Sunday, April 11, 2010

Responding to questions

I have chosen 2 questions that I found interesting to explore in a physical way

1. In order to wear something must it relate to an area of the body?
- anchoring points of garments ie waists, hips, shoulders- must they be used?
- how would you physically put something on if it didn't relate to the body? Spray paint? Body paint?
- Creating external structures which house the body- this still needs anchoring point though which relates to an are of the body
- OTHER possible anchoring points that are rarely used- FINGERTIPS, FEET? EARS? HEADS!
- What else relates to areas of the body that aren't considered as 'garments'?
-HAIR, scent, jewellery, nail polish
(still have aspects of design within, SURFACE DECORATION- in Fashionology these are considered feminine rather than in the 1400's where it was non sexual and rather a class distinction- interesting aspect of concept to research?)
- CHAIRS? ergonomically designed to shape body but not a garment
ADVERSE IDEA: In order for something to relate to the body must we need to wear it?

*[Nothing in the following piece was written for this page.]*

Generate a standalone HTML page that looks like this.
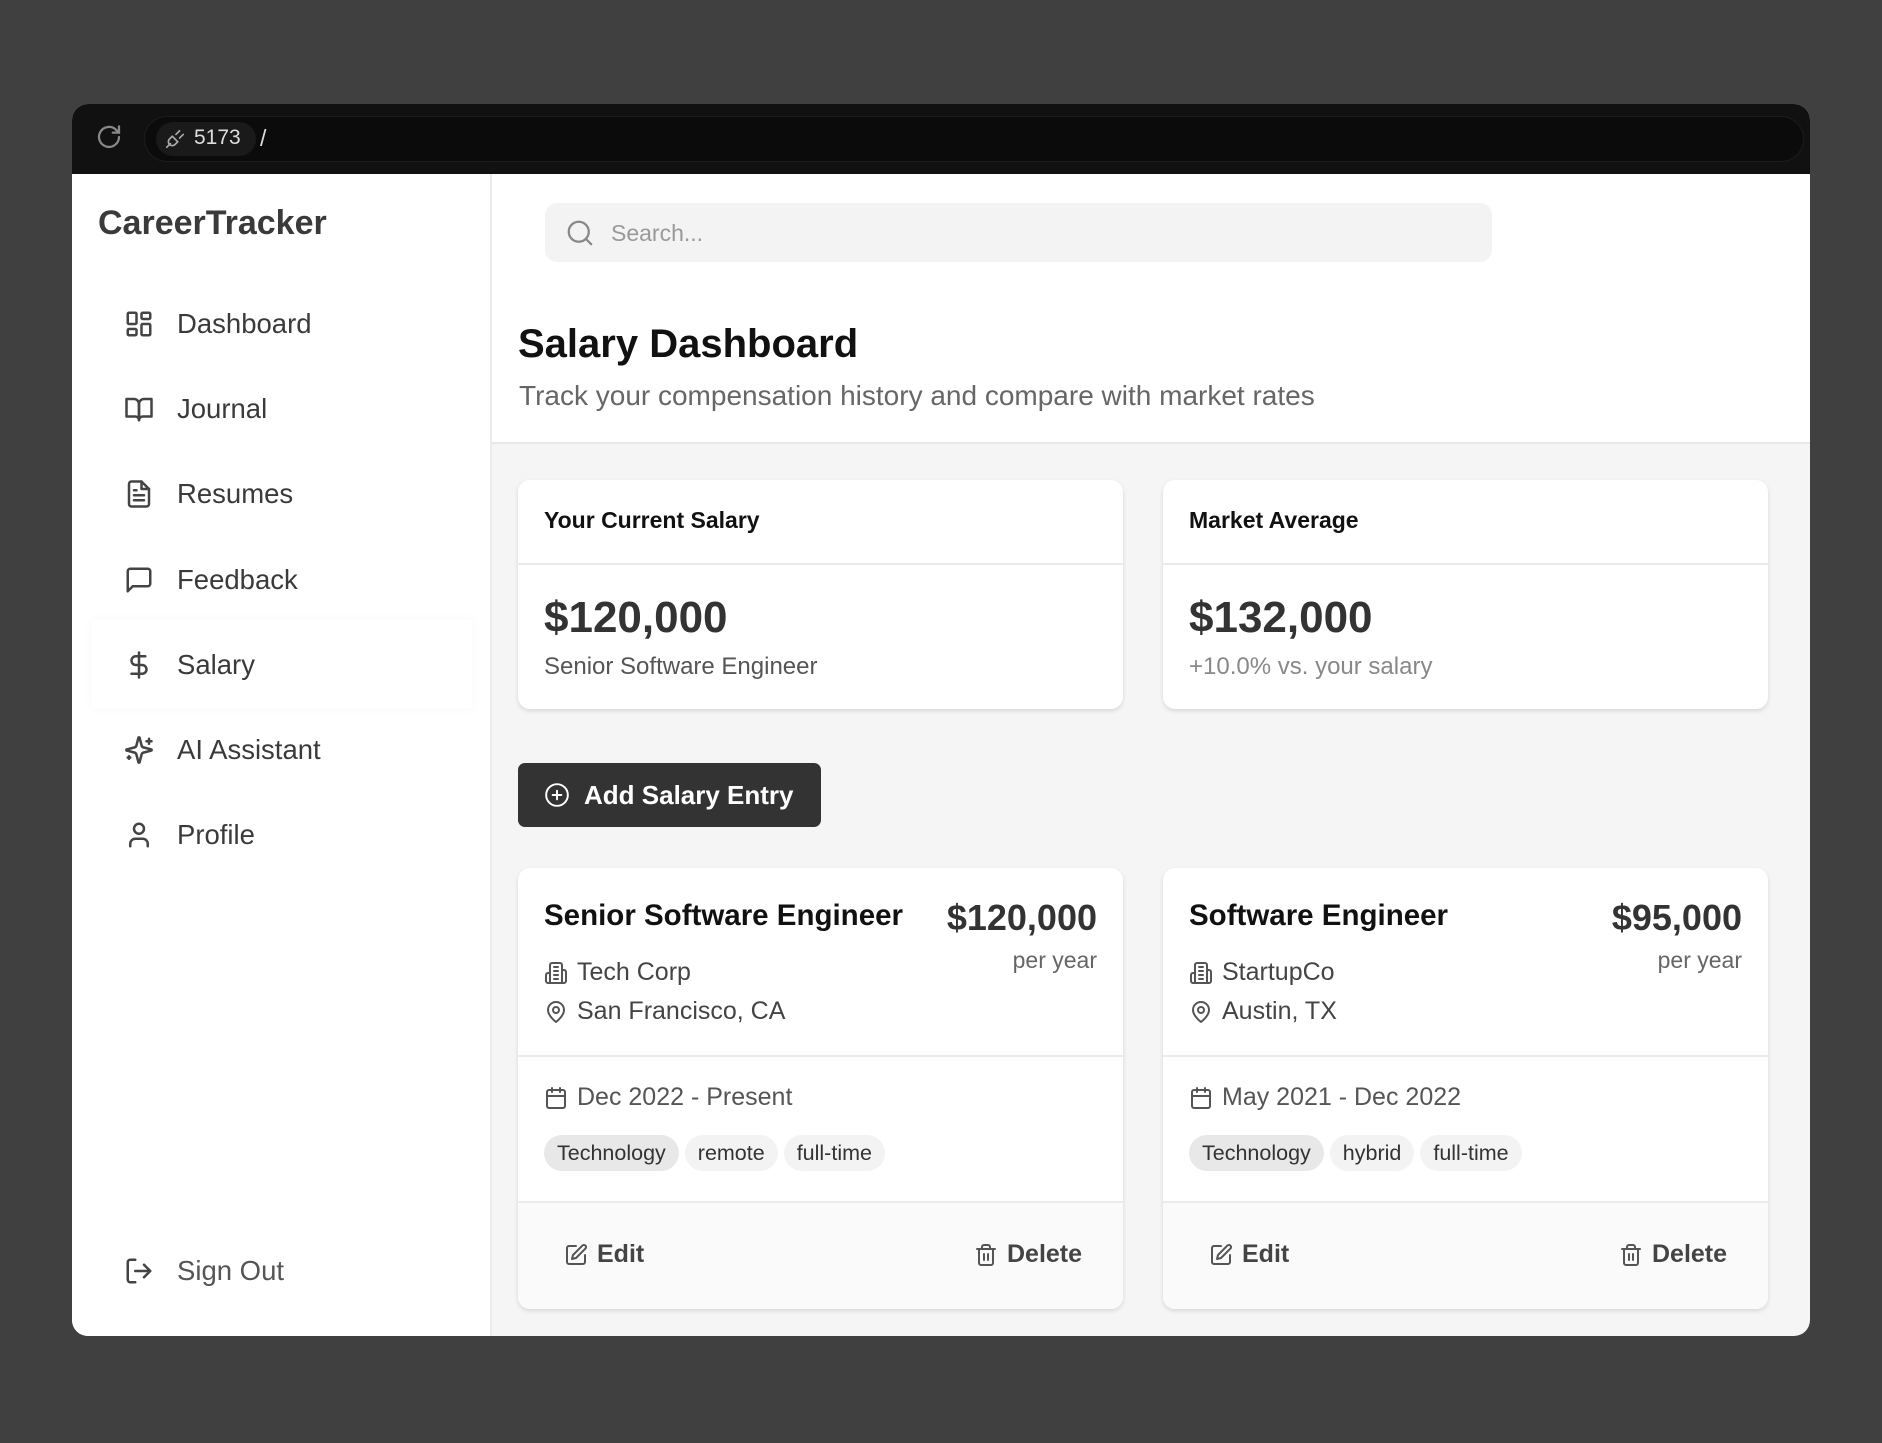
<!DOCTYPE html>
<html><head><meta charset="utf-8"><style>
*{box-sizing:border-box;margin:0;padding:0}
body{width:1882px;height:1443px;background:#404040;font-family:"Liberation Sans",sans-serif;position:relative;overflow:hidden;color:#333}
.abs{position:absolute}
.win{left:72px;top:104px;width:1738px;height:1232px;border-radius:16px;overflow:hidden;background:#f5f5f5}
.bar{left:0;top:0;width:1738px;height:70px;background:#111}
.side{left:0;top:70px;width:420px;height:1162px;background:#fff;border-right:2px solid #ebebeb}
.nav{position:absolute;left:52px;height:40px;display:flex;align-items:center;font-size:27.5px;color:#3a3a3a}
.nav svg{width:30px;height:30px;margin-right:23px;fill:none;stroke:#444;stroke-width:2;stroke-linecap:round;stroke-linejoin:round}
.card{position:absolute;background:#fff;border-radius:12px;box-shadow:0 2px 5px rgba(0,0,0,.12);overflow:hidden}
.ic{fill:none;stroke:#555;stroke-width:2;stroke-linecap:round;stroke-linejoin:round}
.tag{display:inline-block;height:36px;line-height:36px;padding:0 13px;border-radius:18px;background:#f3f3f3;font-size:21.5px;color:#333;margin-right:6px}
.row{display:flex;align-items:center;font-size:25px;color:#444;position:absolute;left:26px}
.row svg{width:24px;height:24px;margin-right:9px}
</style></head><body>
<div class="abs win">
 <div class="abs bar">
  <svg class="abs" style="left:22px;top:18px" width="30" height="30" viewBox="0 0 24 24" fill="none" stroke="#888" stroke-width="1.8" stroke-linecap="round"><path d="M20 12a8 8 0 1 1-2.3-5.7L20 8.5"/><path d="M20 3.5v5h-5"/></svg>
  <div class="abs" style="left:72px;top:12px;width:1660px;height:46px;border-radius:23px;background:#0b0b0b;border:1px solid #1c1c1c"></div>
  <div class="abs" style="left:84px;top:18px;width:100px;height:34px;border-radius:17px;background:#1a1a1a"></div>
  <svg class="abs" style="left:92px;top:24px" width="22" height="22" viewBox="0 0 24 24" fill="none" stroke="#aaa" stroke-width="1.8" stroke-linecap="round"><path d="M3 21l4-4M17 3l-4 4M21 7l-4 4M9 9l6 6-3 3a4 4 0 0 1-6-6z"/></svg>
  <div class="abs" style="left:122px;top:22px;font-size:21px;color:#ddd">5173</div>
  <div class="abs" style="left:188px;top:21px;font-size:23px;color:#ddd">/</div>
 </div>
 <div class="abs side">
  <div class="abs" style="left:26px;top:30px;font-size:34px;font-weight:bold;color:#3a3a3a">CareerTracker</div>
  <div class="nav" style="top:130px"><svg viewBox="0 0 24 24"><rect x="3" y="3" width="7" height="9" rx="1"/><rect x="14" y="3" width="7" height="5" rx="1"/><rect x="14" y="12" width="7" height="9" rx="1"/><rect x="3" y="16" width="7" height="5" rx="1"/></svg>Dashboard</div>
  <div class="nav" style="top:215px"><svg viewBox="0 0 24 24"><path d="M2 4h6a4 4 0 0 1 4 4v13a3 3 0 0 0-3-3H2z"/><path d="M22 4h-6a4 4 0 0 0-4 4v13a3 3 0 0 1 3-3h7z"/></svg>Journal</div>
  <div class="nav" style="top:300px"><svg viewBox="0 0 24 24"><path d="M14 2H6a2 2 0 0 0-2 2v16a2 2 0 0 0 2 2h12a2 2 0 0 0 2-2V8z"/><path d="M14 2v6h6M8 13h8M8 17h8M8 9h2"/></svg>Resumes</div>
  <div class="nav" style="top:386px"><svg viewBox="0 0 24 24"><path d="M21 15a2 2 0 0 1-2 2H7l-4 4V5a2 2 0 0 1 2-2h14a2 2 0 0 1 2 2z"/></svg>Feedback</div>
  <div class="abs" style="left:20px;top:446px;width:380px;height:88px;background:#fff;box-shadow:0 0 12px rgba(0,0,0,.03)"></div>
  <div class="nav" style="top:471px"><svg viewBox="0 0 24 24"><path d="M12 2v20M17 5H9.5a3.5 3.5 0 0 0 0 7h5a3.5 3.5 0 0 1 0 7H6"/></svg>Salary</div>
  <div class="nav" style="top:556px"><svg viewBox="0 0 24 24"><path d="M9.9 15.5A2 2 0 0 0 8.5 14.1L2.4 12.5a.5.5 0 0 1 0-1l6.1-1.6A2 2 0 0 0 9.9 8.5L11.5 2.4a.5.5 0 0 1 1 0l1.6 6.1a2 2 0 0 0 1.4 1.4l6.1 1.6a.5.5 0 0 1 0 1l-6.1 1.6a2 2 0 0 0-1.4 1.4l-1.6 6.1a.5.5 0 0 1-1 0z"/><path d="M20 3v4M22 5h-4M4 17v2M5 18H3"/></svg>AI Assistant</div>
  <div class="nav" style="top:641px"><svg viewBox="0 0 24 24"><circle cx="12" cy="7" r="4"/><path d="M19 21v-2a4 4 0 0 0-4-4H9a4 4 0 0 0-4 4v2"/></svg>Profile</div>
  <div class="nav" style="top:1077px;color:#555"><svg viewBox="0 0 24 24"><path d="M9 21H5a2 2 0 0 1-2-2V5a2 2 0 0 1 2-2h4M16 17l5-5-5-5M21 12H9"/></svg>Sign Out</div>
 </div>
 <div class="abs" style="left:420px;top:70px;width:1318px;height:270px;background:#fff;border-bottom:2px solid #e8e8e8"></div>
 <div class="abs" style="left:473px;top:99px;width:947px;height:59px;border-radius:12px;background:#f3f3f3"></div>
 <svg class="abs" style="left:493px;top:114px" width="30" height="30" viewBox="0 0 24 24" fill="none" stroke="#888" stroke-width="1.8" stroke-linecap="round"><circle cx="11" cy="11" r="8"/><path d="M21 21l-4.3-4.3"/></svg>
 <div class="abs" style="left:539px;top:116px;font-size:23px;color:#999">Search...</div>
 <div class="abs" style="left:446px;top:218px;font-size:40px;font-weight:bold;color:#111">Salary Dashboard</div>
 <div class="abs" style="left:447px;top:276px;font-size:28px;color:#666">Track your compensation history and compare with market rates</div>
 <div class="card" style="left:446px;top:376px;width:605px;height:229px">
  <div style="height:85px;border-bottom:2px solid #ebebeb;padding:27px 26px 0;font-size:23px;font-weight:bold;color:#111">Your Current Salary</div>
  <div style="padding:28px 26px 0;font-size:44px;font-weight:bold;color:#333">$120,000</div>
  <div style="padding:10px 26px 0;font-size:24px;color:#555">Senior Software Engineer</div>
 </div>
 <div class="card" style="left:1091px;top:376px;width:605px;height:229px">
  <div style="height:85px;border-bottom:2px solid #ebebeb;padding:27px 26px 0;font-size:23px;font-weight:bold;color:#111">Market Average</div>
  <div style="padding:28px 26px 0;font-size:44px;font-weight:bold;color:#333">$132,000</div>
  <div style="padding:10px 26px 0;font-size:24px;color:#888">+10.0% vs. your salary</div>
 </div>
 <div class="abs" style="left:446px;top:659px;width:303px;height:64px;border-radius:7px;background:#333;color:#fff;font-size:26px;font-weight:bold;display:flex;align-items:center;padding-left:26px">
  <svg width="26" height="26" viewBox="0 0 24 24" fill="none" stroke="#fff" stroke-width="1.8" stroke-linecap="round" style="margin-right:14px"><circle cx="12" cy="12" r="10"/><path d="M12 8v8M8 12h8"/></svg>Add Salary Entry</div>
 <div class="card" style="left:446px;top:764px;width:605px;height:441px">
  <div class="abs" style="left:26px;top:31px;font-size:29.5px;font-weight:bold;color:#111">Senior Software Engineer</div>
  <div class="abs" style="right:26px;top:29px;font-size:36px;font-weight:bold;color:#333">$120,000</div>
  <div class="abs" style="right:26px;top:79px;font-size:23px;color:#666">per year</div>
  <div class="row" style="top:90px"><svg class="ic" viewBox="0 0 24 24"><path d="M6 22V4a2 2 0 0 1 2-2h8a2 2 0 0 1 2 2v18zM6 12H4a2 2 0 0 0-2 2v6a2 2 0 0 0 2 2h2M18 9h2a2 2 0 0 1 2 2v9a2 2 0 0 1-2 2h-2M10 6h4M10 10h4M10 14h4M10 18h4"/></svg>Tech Corp</div>
  <div class="row" style="top:129px"><svg class="ic" viewBox="0 0 24 24"><path d="M20 10c0 6-8 12-8 12s-8-6-8-12a8 8 0 0 1 16 0z"/><circle cx="12" cy="10" r="3"/></svg>San Francisco, CA</div>
  <div class="abs" style="left:0;top:187px;width:100%;border-top:2px solid #ebebeb"></div>
  <div class="row" style="top:215px;color:#555"><svg class="ic" viewBox="0 0 24 24"><rect x="3" y="4" width="18" height="18" rx="2"/><path d="M16 2v4M8 2v4M3 10h18"/></svg>Dec 2022 - Present</div>
  <div class="abs" style="left:26px;top:267px"><span class="tag" style="background:#e8e8e8">Technology</span><span class="tag">remote</span><span class="tag">full-time</span></div>
  <div class="abs" style="left:0;top:333px;width:100%;height:108px;background:#fafafa;border-top:2px solid #ebebeb"></div>
  <div class="row" style="left:46px;top:372px;font-weight:bold;color:#444"><svg class="ic" viewBox="0 0 24 24"><path d="M12 3H5a2 2 0 0 0-2 2v14a2 2 0 0 0 2 2h14a2 2 0 0 0 2-2v-7"/><path d="M18.4 2.6a2.1 2.1 0 1 1 3 3L12 15l-4 1 1-4z"/></svg>Edit</div>
  <div class="row" style="left:456px;top:372px;font-weight:bold;color:#444"><svg class="ic" viewBox="0 0 24 24"><path d="M3 6h18M19 6v14a2 2 0 0 1-2 2H7a2 2 0 0 1-2-2V6M8 6V4a2 2 0 0 1 2-2h4a2 2 0 0 1 2 2v2M10 11v6M14 11v6"/></svg>Delete</div>
 </div>
 <div class="card" style="left:1091px;top:764px;width:605px;height:441px">
  <div class="abs" style="left:26px;top:31px;font-size:29.5px;font-weight:bold;color:#111">Software Engineer</div>
  <div class="abs" style="right:26px;top:29px;font-size:36px;font-weight:bold;color:#333">$95,000</div>
  <div class="abs" style="right:26px;top:79px;font-size:23px;color:#666">per year</div>
  <div class="row" style="top:90px"><svg class="ic" viewBox="0 0 24 24"><path d="M6 22V4a2 2 0 0 1 2-2h8a2 2 0 0 1 2 2v18zM6 12H4a2 2 0 0 0-2 2v6a2 2 0 0 0 2 2h2M18 9h2a2 2 0 0 1 2 2v9a2 2 0 0 1-2 2h-2M10 6h4M10 10h4M10 14h4M10 18h4"/></svg>StartupCo</div>
  <div class="row" style="top:129px"><svg class="ic" viewBox="0 0 24 24"><path d="M20 10c0 6-8 12-8 12s-8-6-8-12a8 8 0 0 1 16 0z"/><circle cx="12" cy="10" r="3"/></svg>Austin, TX</div>
  <div class="abs" style="left:0;top:187px;width:100%;border-top:2px solid #ebebeb"></div>
  <div class="row" style="top:215px;color:#555"><svg class="ic" viewBox="0 0 24 24"><rect x="3" y="4" width="18" height="18" rx="2"/><path d="M16 2v4M8 2v4M3 10h18"/></svg>May 2021 - Dec 2022</div>
  <div class="abs" style="left:26px;top:267px"><span class="tag" style="background:#e8e8e8">Technology</span><span class="tag">hybrid</span><span class="tag">full-time</span></div>
  <div class="abs" style="left:0;top:333px;width:100%;height:108px;background:#fafafa;border-top:2px solid #ebebeb"></div>
  <div class="row" style="left:46px;top:372px;font-weight:bold;color:#444"><svg class="ic" viewBox="0 0 24 24"><path d="M12 3H5a2 2 0 0 0-2 2v14a2 2 0 0 0 2 2h14a2 2 0 0 0 2-2v-7"/><path d="M18.4 2.6a2.1 2.1 0 1 1 3 3L12 15l-4 1 1-4z"/></svg>Edit</div>
  <div class="row" style="left:456px;top:372px;font-weight:bold;color:#444"><svg class="ic" viewBox="0 0 24 24"><path d="M3 6h18M19 6v14a2 2 0 0 1-2 2H7a2 2 0 0 1-2-2V6M8 6V4a2 2 0 0 1 2-2h4a2 2 0 0 1 2 2v2M10 11v6M14 11v6"/></svg>Delete</div>
 </div>
</div>
</body></html>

2. Could a shadow of a garment be in its 2D form but applied to the body?
- could this be created by using different garments in different situations ie walking upstairs- then lifting this shadow image and creating a garment out of it
ie. like old school silhouettes
- 2D clothing, is it still a garment even if its only on one side of the body?
- could this be sustainable?
- many fronts and plain body suit underneath?
- FLAT OUTFIT ie suits perfectly sewn just with no back? or even photographs?
- Velcro body suits with aspects of flat garment shadows applied- like collars
-Trace shadows in different lights onto butches paper as pattern- use jersey (from first experiment) to fit. --------Would that still be a garment or a waste of time?